Over the past few days, Ripple Labs’ native token, XRP, has been struggling to gain momentum and data suggests it will likely continue to struggle going forward. These negative speculations are based on recent activity by investors and long-term holders amid ongoing market uncertainty.
Bearish On-Chain Indicators
Spot inflow-outflow indicator data from on-chain analytics firm Coinglass shows that exchanges have seen $62 million worth of XRP inflows in the past 48 hours. This significant influx of XRP tokens into exchanges represents a potential dump that could lead to lower prices and increased selling pressure.
In addition to significant inflows, the long/short ratio, which measures trader sentiment, is currently at 0.92, signaling a bearish outlook as short positions dominate.
However, this comes during a period of sustained price consolidation for the asset over the past six days.
XRP technical analysis and price prediction
According to expert technical analysis, XRP appears to be neutral until it breaks out of the ongoing consolidation between the $2.90 and $3.30 levels.
Based on the recent price momentum, if XRP breaks the consolidation and closes the daily candle above the $3.32 level, it is likely to surge 32% and reach the $4.50 level in the next few days. Conversely, if XRP breaks out of consolidation and closes the daily candle below the $2.85 level, it is likely to fall 10% in the coming days and reach the $2.58 level.

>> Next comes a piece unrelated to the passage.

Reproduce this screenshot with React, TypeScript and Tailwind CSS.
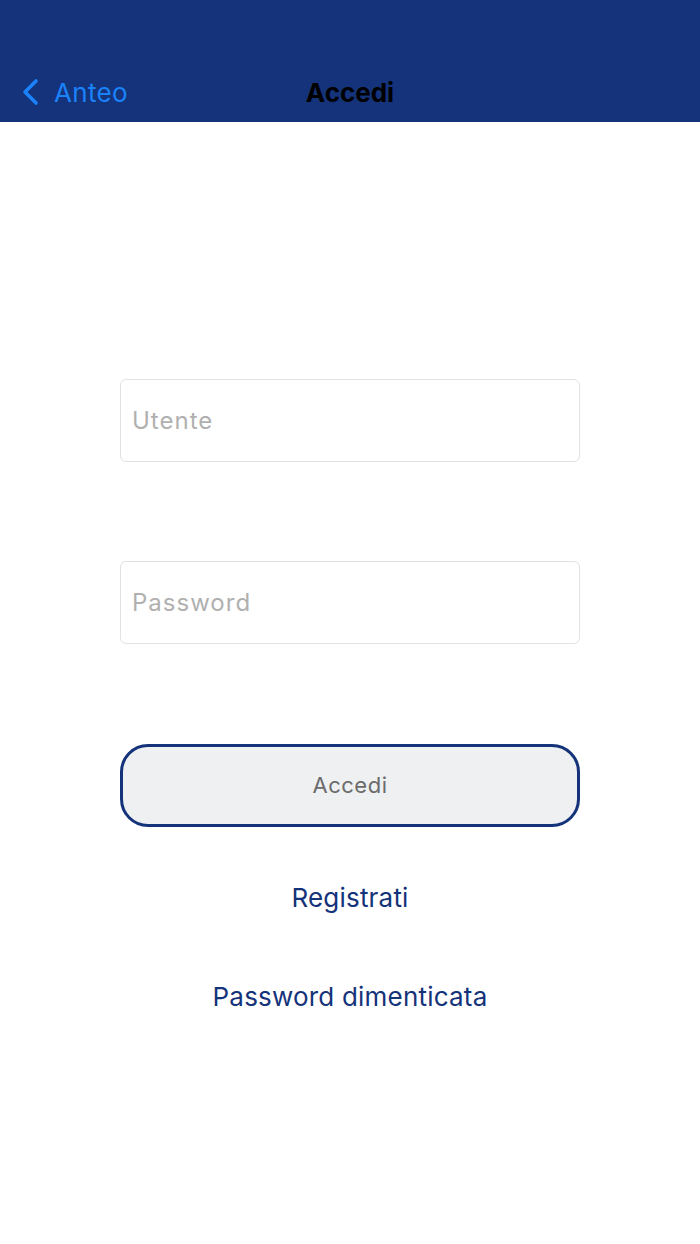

On the positive side, the Relative Strength Index (RSI) is currently at 65, indicating that XRP is approaching overbought levels but still has room for further upward momentum.
Current price momentum
Despite the bearish outlook, XRP is currently trading near $3.25 and has experienced a 1.60% price surge over the past 24 hours. However, during the same period, trading volume decreased by 35%, showing that the participation of traders and investors was lower than the previous day.